For each survey, we computed three community metrics at the plot level: bird abundance (total number of individuals), bird functional trait diversity (FD), and bird phylogenetic diversity (PD) (see May‐Uc et al., 2020; Nell et al. 2018). Then, we categorized bird species based on their migratory status according to Berlanga et al. (2015) and Chesser et al. (2018), and their feeding guild. We determined feeding guilds based on each species' primary diet component according to Wilman et al. (2014) (Table S2). Subsequently, we computed bird community metrics for both the whole bird community as well as separately for insectivores vs. omnivores (the main feeding guilds) and for migrant vs. resident. We computed FD and PD as the sum of all branches in a trait-based dendrogram and a phylogenetic tree, respectively. Briefly, we calculated FD based on available species-level traits (Wilman et al. 2014) known to be important for herbivore suppression, namely body mass, period of activity (diurnal vs. nocturnal) major diet type (vertebrate, invertebrate, fruit/nectar, plant/seed, omnivore), proportion of diet by type, and relative time foraging in forest strata (ground, understory, mid-canopy, canopy, aerial). We log-transformed body mass to reduce the influence of a few uncommon and larger-bodied species. We scaled all functional traits to mean 1 and standard deviation 1, and weighted them equally to calculate Gower’s pairwise dissimilarity among species (Gower 1971). Then, we applied a hierarchical clustering analysis to construct a trait-based dendrogram that represents the functional similarity among species. In the case of PD, we used a 95% consensus tree containing average branch lengths from 200 time-calibrated phylogenies of the Hackett-backbone, pruned to the species observed (Hackett et al. 2008; Jetz et al. 2012).

Attack rates by birds

During each bird survey, we assessed predation by birds using artificial clay caterpillars at the plot level following Nell et al. (2018).
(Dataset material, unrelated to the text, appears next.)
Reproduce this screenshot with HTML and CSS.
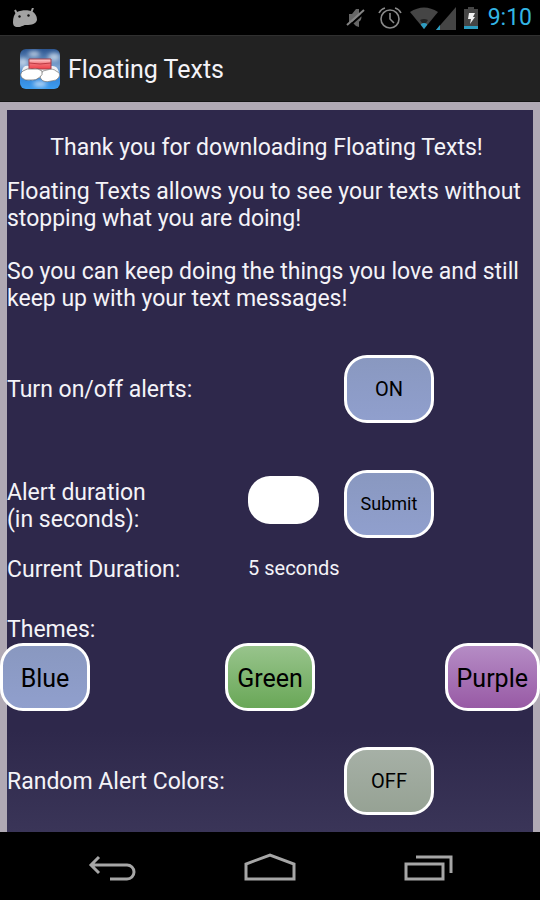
FILE: index.html
```html
<!DOCTYPE html>
<html lang="en">
<head>
<meta charset="utf-8">
<meta name="viewport" content="width=device-width, initial-scale=1">
<title>Floating Texts</title>
<link rel="stylesheet" href="styles.css">
</head>
<body>
<div class="status">
  <svg class="status-droid" width="26" height="20" viewBox="0 0 26 20" aria-hidden="true">
    <path d="M3 2 L5 6 M21 0 L19 5" stroke="#a3a3a3" stroke-width="2" fill="none"/>
    <path d="M5 4 C9 2 16 2 19 3 C24 5 25 9 25 12 C24 16 20 17 14 17 C11 17 10 19 6 19 C2 19 1 17 1 14 C1 10 2 6 5 4Z" fill="#a3a3a3"/>
    <circle cx="7.500" cy="8.500" r="1.200" fill="#111"/><circle cx="16.500" cy="7.500" r="1.200" fill="#111"/>
  </svg>
  <div class="status-icons">
    <svg width="20" height="22" viewBox="0 0 20 22" aria-hidden="true">
      <path d="M3 7 H6 L10 2 L13 2 V20 L10 19 L6 15 H3Z" fill="#666"/>
      <path d="M13 7 Q16 10 13 14" fill="none" stroke="#707070" stroke-width="2"/>
      <path d="M2 20 L19 5" stroke="#000" stroke-width="2"/>
      <path d="M1 18 L18 3" stroke="#858585" stroke-width="2"/>
    </svg>
    <svg class="status-alarm" width="24" height="24" viewBox="0 0 24 24" aria-hidden="true">
      <g fill="none" stroke="#8a8a8a" stroke-width="1.600">
        <circle cx="12" cy="13" r="9"/><path d="M12 7 V13 L16 17"/>
        <path d="M1 7 Q3 3 7 2 M17 2 Q21 3 23 7"/>
      </g>
    </svg>
    <svg class="status-wifi" width="28" height="22" viewBox="0 0 28 22" aria-hidden="true">
      <path d="M0 5 Q14 -4 28 5 L14 22Z" fill="#454545"/>
      <path d="M10 13 Q14 11 18 13 L16 16 H12Z" fill="#222"/>
      <path d="M11 17 Q14 15 17 17 L17 18 L14 22 L11 18Z" fill="#2d9cc0"/>
    </svg>
    <svg width="20" height="24" viewBox="0 0 20 24" aria-hidden="true">
      <path d="M20 1 V24 H0Z" fill="#454545"/>
      <path d="M4 19 V24 H0Z" fill="#2d9cc0"/>
    </svg>
    <svg class="status-battery" width="14" height="22" viewBox="0 0 14 22" aria-hidden="true">
      <path d="M4 0 H10 V2 H14 V19 H0 V2 H4Z" fill="#454545"/>
      <path d="M0 19 H14 V22 H0Z" fill="#2d9cc0"/>
      <path d="M5 6 H11 L9 10 H11 L6 17 L7 12 H4Z" fill="#f2f2f2"/>
    </svg>
    <span class="clock">9:10</span>
  </div>
</div>

<header class="appbar">
  <svg width="40" height="40" viewBox="0 0 40 40" aria-hidden="true">
    <defs>
      <linearGradient id="sky" x1="0" y1="0" x2="0" y2="1">
        <stop offset="0" stop-color="#2b5590"/><stop offset=".45" stop-color="#7da5d2"/>
        <stop offset=".7" stop-color="#3585d8"/><stop offset="1" stop-color="#3c9df0"/>
      </linearGradient>
      <linearGradient id="note" x1="0" y1="0" x2="0" y2="1">
        <stop offset="0" stop-color="#ffd4d4"/><stop offset=".5" stop-color="#f06f75"/><stop offset="1" stop-color="#f03f48"/>
      </linearGradient>
      <clipPath id="tile"><rect width="40" height="40" rx="6"/></clipPath>
      <filter id="mist"><feGaussianBlur stdDeviation="2"/></filter>
    </defs>
    <g clip-path="url(#tile)">
      <rect width="40" height="40" fill="url(#sky)"/>
      <g fill="#e4edf7" opacity=".7" filter="url(#mist)">
        <ellipse cx="14" cy="5" rx="6" ry="3"/><ellipse cx="34" cy="8" rx="6" ry="4"/>
        <ellipse cx="3" cy="13" rx="5" ry="4"/><ellipse cx="20" cy="35" rx="7" ry="3"/>
      </g>
      <path d="M2 22 Q3 16 9 17 H31 Q38 16 39 24 V29 H3Z" fill="#eef1f4"/>
      <path d="M9 10 H31 V20 H9Z" fill="url(#note)" stroke="#a53f49" stroke-width="1"/>
      <path d="M9 14 Q20 16 31 14" fill="none" stroke="#bd3a43" stroke-width="1"/>
      <path d="M21 25 Q22 21 27 21 Q33 19 36 22 Q41 24 39 28 Q37 32 31 32 Q24 34 21 30 Q19 27 21 25Z" fill="#fff" stroke="#777" stroke-width=".7"/>
      <path d="M3 22 Q7 19 12 20 Q19 19 22 22 Q23 26 20 28 Q16 32 11 31 Q5 32 2 29 Q-1 25 3 22Z" fill="#fff" stroke="#666" stroke-width=".7"/>
    </g>
  </svg>
  <h1>Floating Texts</h1>
</header>

<main class="panel">
  <h2 class="welcome">Thank you for downloading Floating Texts!</h2>
  <div class="intro">
    <p>Floating Texts allows you to see your texts without stopping what you are doing!</p>
    <p>So you can keep doing the things you love and still keep up with your text messages!</p>
  </div>
  <div class="row alerts">
    <span id="alerts-label">Turn on/off alerts:</span>
    <button class="btn blue action" type="button" aria-labelledby="alerts-label alerts-state"><span id="alerts-state">ON</span></button>
  </div>
  <form class="row duration">
    <label for="seconds">Alert duration<br>(in seconds):</label>
    <input id="seconds" type="text" inputmode="numeric">
    <button class="btn blue small action" type="button">Submit</button>
  </form>
  <div class="row current">
    <span>Current Duration:</span>
    <span class="value">5 seconds</span>
  </div>
  <h3 class="themes-title">Themes:</h3>
  <div class="themes">
    <button class="btn blue large" type="button">Blue</button>
    <button class="btn green large" type="button">Green</button>
    <button class="btn purple large" type="button">Purple</button>
  </div>
  <div class="row random">
    <span id="random-label">Random Alert Colors:</span>
    <button class="btn gray action" type="button" aria-labelledby="random-label random-state"><span id="random-state">OFF</span></button>
  </div>
</main>

<nav class="navbar">
  <button type="button" aria-label="Back">
    <svg width="48" height="32" viewBox="0 0 48 32" aria-hidden="true">
      <path d="M11 4 L3 12 L11 20 M3 12 H39 A7 7 0 0 1 39 26 H22" fill="none" stroke="#a6a6a6" stroke-width="3"/>
    </svg>
  </button>
  <button type="button" aria-label="Home">
    <svg width="52" height="32" viewBox="0 0 52 32" aria-hidden="true">
      <path d="M2 26 V11 L26 2 L50 11 V26Z" fill="none" stroke="#a6a6a6" stroke-width="3"/>
    </svg>
  </button>
  <button type="button" aria-label="Recent apps">
    <svg width="50" height="32" viewBox="0 0 50 32" aria-hidden="true">
      <path d="M2 11 H39 V26 H2Z M12 4 H47 V20" fill="none" stroke="#a6a6a6" stroke-width="3"/>
    </svg>
  </button>
</nav>
</body>
</html>
```
FILE: styles.css
```css
* { box-sizing: border-box; }

body {
  margin: 0;
  min-height: 100vh;
  display: flex;
  flex-direction: column;
  background: #000;
  color: #f4f3f8;
  font: 23px/27px Roboto, "Liberation Sans", sans-serif;
}

h1, h2, h3, p { margin: 0; font-size: inherit; font-weight: 400; }
svg { display: block; flex: none; }

.status {
  display: flex;
  justify-content: space-between;
  align-items: center;
  height: 35px;
  padding: 0 8px 0 12px;
}
.status-icons { display: flex; align-items: center; }
.status-alarm { margin-left: 12px; }
.status-wifi { margin: 0 -2px 0 8px; }
.status-battery { margin: 0 10px 0 8px; }
.clock { color: #33b5e5; font-size: 23px; }

.appbar {
  display: flex;
  align-items: center;
  gap: 8px;
  height: 67px;
  padding: 0 20px;
  background: #222;
  border-top: 1px solid #303030;
  border-bottom: 1px solid #151515;
}
.appbar h1 { padding-top: 3px; font-size: 25px; line-height: 32px; }

.panel {
  flex: 1;
  border: solid #b0a9b4;
  border-width: 8px 7px 0;
  padding: 24px 0 17px;
  background: linear-gradient(#2e284b 86%, #3a3558);
}
.welcome { padding-right: 7px; text-align: center; }
.intro { margin-top: 17px; display: grid; gap: 26px; }

.row {
  display: grid;
  grid-template-columns: 241fr 96fr 189fr;
  align-items: center;
}
.action { grid-column: 3; }
.alerts { margin-top: 43px; }
.alerts > span, .random > span { grid-column: 1 / 3; }
.duration { margin-top: 47px; }
.duration label { padding-top: 4px; }
.duration input {
  align-self: start;
  width: 71px;
  height: 48px;
  margin: 6px 0 0;
  padding: 0 12px;
  border: 0;
  border-radius: 22px;
  background: #fff;
  font: inherit;
}
.current { margin-top: 18px; align-items: start; }
.value { font-size: 20px; line-height: 24px; }
.themes-title { margin-top: 33px; }
.themes {
  display: grid;
  grid-template-columns: 1fr auto 1fr;
  margin: 0 -7px;
}
.random { margin-top: 36px; }

.btn {
  justify-self: start;
  min-width: 90px;
  height: 68px;
  padding: 0 9px;
  border: 3px solid #fff;
  border-radius: 23px;
  color: #000;
  font: 20px/24px Roboto, "Liberation Sans", sans-serif;
}
.small { font-size: 18px; }
.large { padding-top: 3px; font-size: 25px; }
.blue { background: linear-gradient(#8998c0, #909fcd); }
.green { background: linear-gradient(#98c48c, #69a757); }
.purple { justify-self: end; background: linear-gradient(#b58cc5, #985aa5); }
.gray { background: linear-gradient(#a6b0a6, #96a294); }

.navbar {
  display: flex;
  justify-content: space-between;
  align-items: center;
  height: 68px;
  padding: 6px 84px 0 86px;
}
.navbar button { padding: 0 2px; border: 0; background: none; }
```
Briefly, we placed two model caterpillars made of light green plasticine clay (Lewis Newplast TM, fabrication place) on two opposing branches for each of 12 trees per plot (resulting in 24 caterpillars per plot equally distributed among three trees per species in polycultures) using superglue (Loctite TM) to adhere them to the upper side of the leaves or branches. Caterpillars were placed between on branches ranging from 2 to 4 m above ground level and we avoided trees located on the perimeter of the plot. Models were 25-mm long and mimicked generalist caterpillars found at the experimental site Nell et al. (2018). We assessed predation marks made by birds twice at 48-h intervals, replacing models that were attacked or lost without any predation marks in between to maintain a constant model density per plot. We calculated plot-level attack rates as the average proportion of caterpillar models attacked per 48 h period. Cases where the fate of the model was uncertain were rare (n = 67; 4.05% of models) and thus we excluded them from attack rates calculations.

Tree diversity effect sizes

For each bird community metric (abundance, FD, and PD) we computed tree diversity effect sizes as log-response ratios (LRR) separately for each survey. LRRs provide a unitless, standardized measure of the diversity effect that can be compared consistently across all bird community metrics and surveys (Cardinale et al. 2006). Effect sizes were calculated as the natural log of the ratio between observed and expected bird communities for each polyculture, where the expected value was the weighted mean of monoculture values for each tree species in that specific polyculture, thus controlling for tree species relative abundances in polycultures (Nell et al. 2018). LRR were considered significant when the 95% CI did not overlap zero. A positive effect of tree diversity indicates that polycultures exceeded predicted values under an additive scenario based on tree species monoculture values. In addition to analyses performed for the entire bird community, we computed LRR by survey separately for insectivores vs. omnivores as well as for migratory vs. resident species. In the same way, we computed survey LRRs for attack rates on plasticine caterpillars. As a complementary approach, we also ran generalized linear mixed models (GLMMs) testing for tree diversity effects on bird community metrics and attack rates using the using the glmer function from the lmerTest package in R version 4.3.1 (Kuznetsova et al. 2017). Models included tree diversity, survey, and their interaction all as fixed effects, and plot as a random factor to control for resampling of the same plots across surveys. Bird functional and phylogenetic diversity were normally distributed whereas for bird abundance and attack rates we used a poison and binomial distribution with a log-link function, respectively. We additionally performed post-hoc mean contrast using the lsmeans function from the lsmeans package in R (Lenth 2016) to test differences between monocultures and polycultures for each survey. Results from these models, namely tree diversity effects, were largely consistent with those using LRRs (see supplementary material: Table S3; Figs. S2, S3, S4). Therefore, for simplification purposes, in the results section, we focus on LRR analyses based on the above-mentioned advantages of this approach.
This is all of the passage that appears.